How Advanced LIGO Works and What we can Learn from Gravitational Waves?


The approximate location of the source of gravitational waves detected on September 14, 2015, by the twin LIGO facilities is shown on this sky map of the southern hemisphere. Image © LIGO/Axel Mellinger

As the name suggests, Advanced Laser Interferometer Gravitational-Wave Observatory (aLIGO/LIGO) basically works on the principle of the interferometer, a modified Michelson interferometer. Each aLIGO observatories consists of two, vacuum, 4 KM long, arm-like structure, and each arm is attached by mirrors at the respective ends. Here, the mirrors act as a test mass. If an observatory detects the gravitational wave then arm lengths will be altered and the difference is calculated by ΔL(t) = δLx − δLy = h(t)L, where h is the gravitational-wave strain amplitude projected onto the detector. Thus produced a variation of differential length alters the phase difference between the two light fields that are returning to the beam splitter. This phase difference transmits an optical signal proportional to the gravitational wave strain to the output photodetector.

Simplified diagram of an Advanced LIGO detector (not to scale). (a): Location and orientation of the LIGO detectors at Hanford, WA (H1), and Livingston, LA (L1). (b): The instrument noise for each detector near the time of the signal detection; this is an amplitude spectral density, expressed in terms of equivalent gravitational-wave strain amplitude. Image credit: Phys. Rev.

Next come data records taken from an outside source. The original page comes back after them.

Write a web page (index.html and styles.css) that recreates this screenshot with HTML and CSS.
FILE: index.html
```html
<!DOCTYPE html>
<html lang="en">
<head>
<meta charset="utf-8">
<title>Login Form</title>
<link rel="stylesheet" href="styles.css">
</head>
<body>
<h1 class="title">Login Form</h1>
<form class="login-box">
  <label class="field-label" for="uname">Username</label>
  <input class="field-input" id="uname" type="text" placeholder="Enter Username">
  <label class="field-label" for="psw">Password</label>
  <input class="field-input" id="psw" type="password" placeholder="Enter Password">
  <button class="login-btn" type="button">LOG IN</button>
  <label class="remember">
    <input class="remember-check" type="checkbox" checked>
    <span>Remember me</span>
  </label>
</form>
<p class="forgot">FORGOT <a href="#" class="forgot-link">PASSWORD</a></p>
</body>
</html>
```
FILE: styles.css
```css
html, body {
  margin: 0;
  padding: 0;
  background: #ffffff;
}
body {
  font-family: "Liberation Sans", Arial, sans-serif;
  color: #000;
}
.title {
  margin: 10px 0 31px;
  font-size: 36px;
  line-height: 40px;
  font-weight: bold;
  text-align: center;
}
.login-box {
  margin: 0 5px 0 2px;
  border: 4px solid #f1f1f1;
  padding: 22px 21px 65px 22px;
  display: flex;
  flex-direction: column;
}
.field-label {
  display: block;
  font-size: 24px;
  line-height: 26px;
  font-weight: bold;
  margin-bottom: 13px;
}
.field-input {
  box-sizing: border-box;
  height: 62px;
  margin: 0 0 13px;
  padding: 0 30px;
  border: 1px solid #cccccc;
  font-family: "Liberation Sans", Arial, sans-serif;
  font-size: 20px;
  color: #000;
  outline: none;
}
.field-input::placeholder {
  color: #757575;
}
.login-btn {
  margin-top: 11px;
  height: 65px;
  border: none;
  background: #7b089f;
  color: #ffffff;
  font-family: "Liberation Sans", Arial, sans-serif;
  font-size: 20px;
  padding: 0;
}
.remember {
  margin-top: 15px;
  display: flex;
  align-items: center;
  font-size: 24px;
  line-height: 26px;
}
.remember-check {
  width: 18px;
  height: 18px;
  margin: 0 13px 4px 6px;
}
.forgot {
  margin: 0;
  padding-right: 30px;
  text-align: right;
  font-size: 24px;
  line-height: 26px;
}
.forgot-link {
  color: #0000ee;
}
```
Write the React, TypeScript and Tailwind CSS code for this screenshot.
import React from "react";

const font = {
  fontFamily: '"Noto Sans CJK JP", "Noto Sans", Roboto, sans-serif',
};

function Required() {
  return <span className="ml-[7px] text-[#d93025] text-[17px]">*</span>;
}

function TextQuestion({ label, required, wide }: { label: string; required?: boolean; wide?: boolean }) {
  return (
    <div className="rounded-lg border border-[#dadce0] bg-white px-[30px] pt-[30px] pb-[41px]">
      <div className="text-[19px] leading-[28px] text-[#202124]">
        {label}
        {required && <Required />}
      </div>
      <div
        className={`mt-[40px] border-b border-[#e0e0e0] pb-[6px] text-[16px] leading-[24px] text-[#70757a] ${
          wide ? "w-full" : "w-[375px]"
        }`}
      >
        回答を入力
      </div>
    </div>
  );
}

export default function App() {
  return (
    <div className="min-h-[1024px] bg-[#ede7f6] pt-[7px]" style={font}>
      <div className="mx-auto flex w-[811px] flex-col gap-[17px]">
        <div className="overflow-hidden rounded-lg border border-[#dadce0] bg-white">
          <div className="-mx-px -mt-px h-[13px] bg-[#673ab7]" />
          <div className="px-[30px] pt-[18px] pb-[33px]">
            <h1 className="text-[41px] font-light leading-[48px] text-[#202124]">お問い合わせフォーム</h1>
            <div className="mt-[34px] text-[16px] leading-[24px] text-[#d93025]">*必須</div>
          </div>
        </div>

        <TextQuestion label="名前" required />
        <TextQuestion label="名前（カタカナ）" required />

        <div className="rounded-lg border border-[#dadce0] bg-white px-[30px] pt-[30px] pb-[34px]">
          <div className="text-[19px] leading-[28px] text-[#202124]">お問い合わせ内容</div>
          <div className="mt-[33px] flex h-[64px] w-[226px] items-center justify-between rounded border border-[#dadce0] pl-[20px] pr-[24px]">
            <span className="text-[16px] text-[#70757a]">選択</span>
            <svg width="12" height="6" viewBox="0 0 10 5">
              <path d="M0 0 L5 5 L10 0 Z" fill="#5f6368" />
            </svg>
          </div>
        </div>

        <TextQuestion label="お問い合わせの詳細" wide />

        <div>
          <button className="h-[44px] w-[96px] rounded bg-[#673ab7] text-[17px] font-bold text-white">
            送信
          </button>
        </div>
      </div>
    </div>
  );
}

Lett. 116, 061102

A gravitational wave propagating orthogonally to the detector plane and linearly polarized parallel to the 4-km optical cavities will produce the effect of lengthening one 4-km arm and shortening the other during one half-cycle of the wave; these length changes are reversed during the other half-cycle. These differential cavity length variations are recorded by the photodetector. As the gravitational waves propagate freely through the Earth, it is still significant for most other angles of incidence or polarizations while a detector's directional response is maximal for this case. The sensitivity of the detectors is limited by photon shot noise at frequencies above 150 Hz, and by a superposition of other noise sources at lower frequencies.

To achieve the sensitivity that is enough to measure gravitational waves, the detectors include several enhancements to the basic Michelson interferometer.

First, each arm contains a resonant optical cavity that is formed by its two test mass mirrors. This resonant optical cavity multiplies the effect of a gravitational wave on the light phase by a factor of 300. Second, a partially transmissive power-recycling mirror at the input is used and this provides additional resonant buildup of the laser light in the interferometer as a whole. By this, 20 W of laser input is increased to 700 W incident on the beam splitter, which is further increased to 100 kW circulating in each arm cavity.

Third, a partially transmissive signal-recycling mirror at the output optimizes the gravitational-wave signal extraction by broadening the bandwidth of the arm cavities. The interferometer is illuminated with a 1064-nm wavelength neodymium-doped yttrium aluminium garnet (Nd:YAG) (molecular formula Nd:Y3Al5O12) laser, stabilized in amplitude, frequency, and beam geometry. The gravitational-wave signal is extracted at the output port using a method of extracting information encoded as modulation of the phase and/or frequency of an oscillating signal.


Why does not LIGO detect the vibrations generated by bigger Earth events and its surrounding?

To reduce the external noise and to not to record the data of vibrations of Earth, aLIGO is equipped with more advanced concepts and equipment. Thermal noise is minimized by using low-mechanical-loss materials in the test masses and their suspensions: the test masses- fused silica substrates with low-loss dielectric optical coatings and are suspended with fused silica fibers. To minimize additional noise sources, all components other than the laser source are mounted on vibration isolation stages in an ultrahigh vacuum. 

Later in 2019, to increase its sensitivity and to reduce the noise LIGO facilities are equipped with quantum squeezing techniques.

This also demonstrates the engineering revolution and for all the achievements one half to Rainer Weiss and another half jointly to Barry C. Barish and Kip S. Thorne were awarded Nobel Prize in Physics in 2017.


What we can learn from Gravitational Wave study?

Gravitational waves are mainly helpful in understanding the processes and abnormal activities that occur in the outer space like the phenomenon of black holes and neutron stars.

Until 2015, binary black holes exist only on theoretical form, and no evidence was found to prove their existence. But from the first detection of gravitational wave in 2015 and its analysis, scientists were confirmed that the binary black holes really exist. This also helped scientists to predict that black holes with a mass of about 30 times the mass of Sun exist and scientists are working to understand how such black holes are possible.

Also, scientists were able to detect and record the gravitational wave from a pair of merging neutron stars and this helped scientists to be confirmed that the merging of neutron stars is responsible for generating the quantities of heavy elements that we observe in the universe.

Further, gravitational waves will help in determining the number of objects like black holes and neutron stars that exist in the universe and also help to improve our understanding of degenerate matter.